Set problem:
Omit every picture, then give all the entries again exactly.
■ ■ ■ ■ ■
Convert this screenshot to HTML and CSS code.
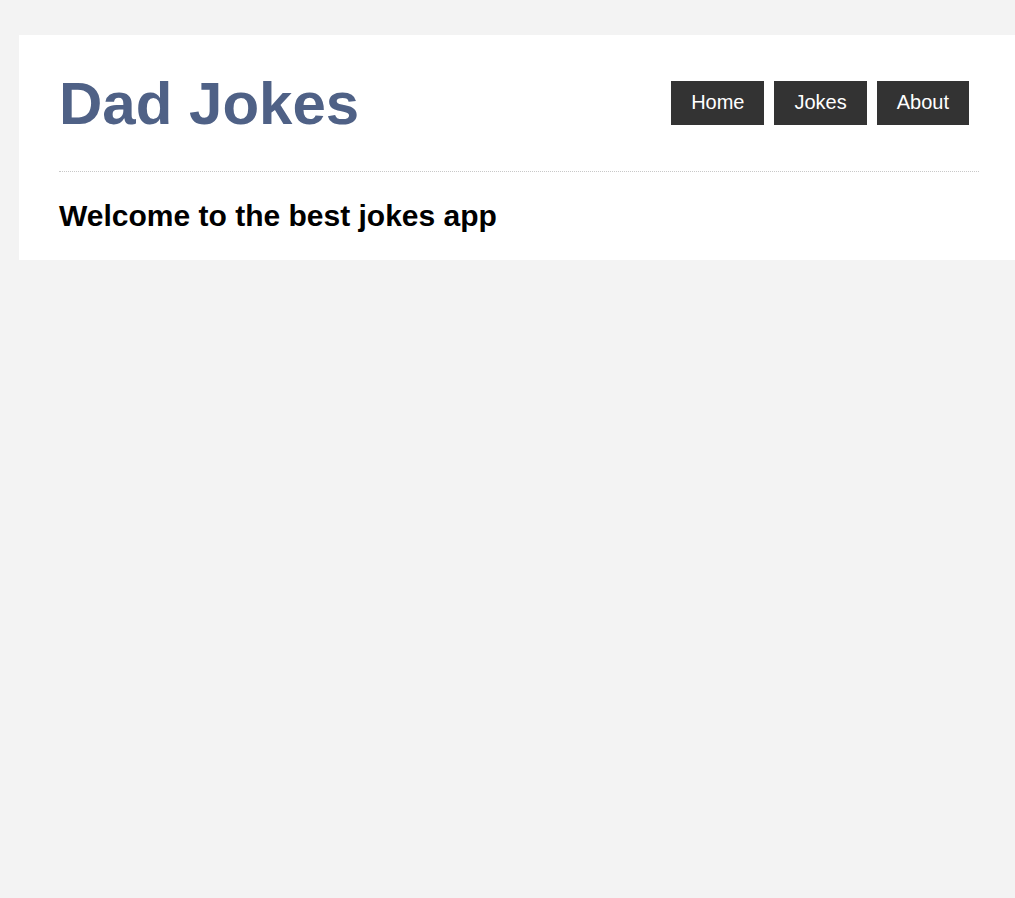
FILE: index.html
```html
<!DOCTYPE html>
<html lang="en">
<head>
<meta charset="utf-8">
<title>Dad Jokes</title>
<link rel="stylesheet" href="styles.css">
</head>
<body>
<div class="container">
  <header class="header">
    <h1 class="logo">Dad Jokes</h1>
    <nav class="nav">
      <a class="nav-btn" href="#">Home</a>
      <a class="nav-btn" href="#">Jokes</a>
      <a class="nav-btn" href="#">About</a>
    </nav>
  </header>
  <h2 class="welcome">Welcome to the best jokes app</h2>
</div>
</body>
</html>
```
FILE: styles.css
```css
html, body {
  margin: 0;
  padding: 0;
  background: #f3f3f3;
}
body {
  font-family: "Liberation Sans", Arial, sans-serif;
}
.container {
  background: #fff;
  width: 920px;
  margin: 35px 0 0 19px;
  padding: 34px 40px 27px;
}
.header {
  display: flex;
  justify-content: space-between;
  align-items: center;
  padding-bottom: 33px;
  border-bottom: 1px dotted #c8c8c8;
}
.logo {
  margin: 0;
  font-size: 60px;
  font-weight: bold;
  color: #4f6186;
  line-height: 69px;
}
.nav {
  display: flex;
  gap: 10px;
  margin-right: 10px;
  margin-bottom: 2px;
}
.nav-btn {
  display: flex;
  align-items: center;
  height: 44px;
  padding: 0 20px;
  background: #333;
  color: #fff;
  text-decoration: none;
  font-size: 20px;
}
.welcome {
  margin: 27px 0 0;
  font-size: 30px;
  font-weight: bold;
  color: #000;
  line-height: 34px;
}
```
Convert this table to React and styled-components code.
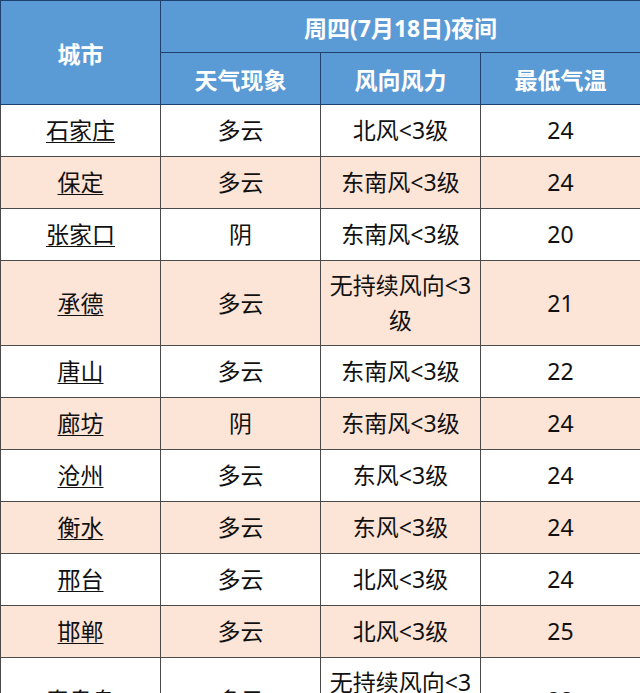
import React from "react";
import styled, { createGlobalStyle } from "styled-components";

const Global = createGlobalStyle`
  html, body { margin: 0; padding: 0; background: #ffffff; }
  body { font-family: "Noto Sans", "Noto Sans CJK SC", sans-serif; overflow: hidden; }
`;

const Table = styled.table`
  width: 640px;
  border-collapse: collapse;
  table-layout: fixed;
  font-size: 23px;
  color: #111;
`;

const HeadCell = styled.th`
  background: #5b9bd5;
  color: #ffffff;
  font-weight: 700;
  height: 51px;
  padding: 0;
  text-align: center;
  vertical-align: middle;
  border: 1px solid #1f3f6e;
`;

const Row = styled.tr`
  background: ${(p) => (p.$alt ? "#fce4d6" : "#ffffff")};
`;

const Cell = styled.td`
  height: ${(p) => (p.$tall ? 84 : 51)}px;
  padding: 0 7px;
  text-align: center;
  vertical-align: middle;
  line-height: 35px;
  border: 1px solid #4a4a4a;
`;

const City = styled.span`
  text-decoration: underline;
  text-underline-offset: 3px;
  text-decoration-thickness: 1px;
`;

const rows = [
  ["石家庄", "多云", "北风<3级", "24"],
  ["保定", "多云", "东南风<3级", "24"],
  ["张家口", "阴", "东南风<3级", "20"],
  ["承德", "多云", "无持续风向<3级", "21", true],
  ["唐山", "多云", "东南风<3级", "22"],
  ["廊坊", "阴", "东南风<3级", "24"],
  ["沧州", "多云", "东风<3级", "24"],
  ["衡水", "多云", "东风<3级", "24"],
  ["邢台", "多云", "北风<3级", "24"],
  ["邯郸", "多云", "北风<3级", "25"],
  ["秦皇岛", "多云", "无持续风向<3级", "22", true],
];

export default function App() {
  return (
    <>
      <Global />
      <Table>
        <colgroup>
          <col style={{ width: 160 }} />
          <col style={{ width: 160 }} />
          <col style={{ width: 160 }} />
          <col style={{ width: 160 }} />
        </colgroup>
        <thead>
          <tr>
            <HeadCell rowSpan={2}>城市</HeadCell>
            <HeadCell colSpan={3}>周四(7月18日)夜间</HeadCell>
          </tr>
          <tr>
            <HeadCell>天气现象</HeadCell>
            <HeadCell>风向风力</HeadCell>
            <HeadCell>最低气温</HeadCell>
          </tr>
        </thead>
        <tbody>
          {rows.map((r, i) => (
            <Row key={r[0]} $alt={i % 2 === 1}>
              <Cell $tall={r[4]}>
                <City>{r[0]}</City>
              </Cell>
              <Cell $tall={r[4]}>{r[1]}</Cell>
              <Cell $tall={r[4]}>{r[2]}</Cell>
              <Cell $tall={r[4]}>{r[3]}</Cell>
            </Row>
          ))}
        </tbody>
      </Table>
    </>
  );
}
■ ■ ■ ■ ■
Exercise result:
Convert this screenshot to HTML and CSS code.
FILE: index.html
```html
<!DOCTYPE html>
<html lang="en">
<head>
<meta charset="utf-8">
<title>Dad Jokes</title>
<link rel="stylesheet" href="styles.css">
</head>
<body>
<div class="container">
  <header class="header">
    <h1 class="logo">Dad Jokes</h1>
    <nav class="nav">
      <a class="nav-btn" href="#">Home</a>
      <a class="nav-btn" href="#">Jokes</a>
      <a class="nav-btn" href="#">About</a>
    </nav>
  </header>
  <h2 class="welcome">Welcome to the best jokes app</h2>
</div>
</body>
</html>
```
FILE: styles.css
```css
html, body {
  margin: 0;
  padding: 0;
  background: #f3f3f3;
}
body {
  font-family: "Liberation Sans", Arial, sans-serif;
}
.container {
  background: #fff;
  width: 920px;
  margin: 35px 0 0 19px;
  padding: 34px 40px 27px;
}
.header {
  display: flex;
  justify-content: space-between;
  align-items: center;
  padding-bottom: 33px;
  border-bottom: 1px dotted #c8c8c8;
}
.logo {
  margin: 0;
  font-size: 60px;
  font-weight: bold;
  color: #4f6186;
  line-height: 69px;
}
.nav {
  display: flex;
  gap: 10px;
  margin-right: 10px;
  margin-bottom: 2px;
}
.nav-btn {
  display: flex;
  align-items: center;
  height: 44px;
  padding: 0 20px;
  background: #333;
  color: #fff;
  text-decoration: none;
  font-size: 20px;
}
.welcome {
  margin: 27px 0 0;
  font-size: 30px;
  font-weight: bold;
  color: #000;
  line-height: 34px;
}
```
Convert this table to React and styled-components code.
import React from "react";
import styled, { createGlobalStyle } from "styled-components";

const Global = createGlobalStyle`
  html, body { margin: 0; padding: 0; background: #ffffff; }
  body { font-family: "Noto Sans", "Noto Sans CJK SC", sans-serif; overflow: hidden; }
`;

const Table = styled.table`
  width: 640px;
  border-collapse: collapse;
  table-layout: fixed;
  font-size: 23px;
  color: #111;
`;

const HeadCell = styled.th`
  background: #5b9bd5;
  color: #ffffff;
  font-weight: 700;
  height: 51px;
  padding: 0;
  text-align: center;
  vertical-align: middle;
  border: 1px solid #1f3f6e;
`;

const Row = styled.tr`
  background: ${(p) => (p.$alt ? "#fce4d6" : "#ffffff")};
`;

const Cell = styled.td`
  height: ${(p) => (p.$tall ? 84 : 51)}px;
  padding: 0 7px;
  text-align: center;
  vertical-align: middle;
  line-height: 35px;
  border: 1px solid #4a4a4a;
`;

const City = styled.span`
  text-decoration: underline;
  text-underline-offset: 3px;
  text-decoration-thickness: 1px;
`;

const rows = [
  ["石家庄", "多云", "北风<3级", "24"],
  ["保定", "多云", "东南风<3级", "24"],
  ["张家口", "阴", "东南风<3级", "20"],
  ["承德", "多云", "无持续风向<3级", "21", true],
  ["唐山", "多云", "东南风<3级", "22"],
  ["廊坊", "阴", "东南风<3级", "24"],
  ["沧州", "多云", "东风<3级", "24"],
  ["衡水", "多云", "东风<3级", "24"],
  ["邢台", "多云", "北风<3级", "24"],
  ["邯郸", "多云", "北风<3级", "25"],
  ["秦皇岛", "多云", "无持续风向<3级", "22", true],
];

export default function App() {
  return (
    <>
      <Global />
      <Table>
        <colgroup>
          <col style={{ width: 160 }} />
          <col style={{ width: 160 }} />
          <col style={{ width: 160 }} />
          <col style={{ width: 160 }} />
        </colgroup>
        <thead>
          <tr>
            <HeadCell rowSpan={2}>城市</HeadCell>
            <HeadCell colSpan={3}>周四(7月18日)夜间</HeadCell>
          </tr>
          <tr>
            <HeadCell>天气现象</HeadCell>
            <HeadCell>风向风力</HeadCell>
            <HeadCell>最低气温</HeadCell>
          </tr>
        </thead>
        <tbody>
          {rows.map((r, i) => (
            <Row key={r[0]} $alt={i % 2 === 1}>
              <Cell $tall={r[4]}>
                <City>{r[0]}</City>
              </Cell>
              <Cell $tall={r[4]}>{r[1]}</Cell>
              <Cell $tall={r[4]}>{r[2]}</Cell>
              <Cell $tall={r[4]}>{r[3]}</Cell>
            </Row>
          ))}
        </tbody>
      </Table>
    </>
  );
}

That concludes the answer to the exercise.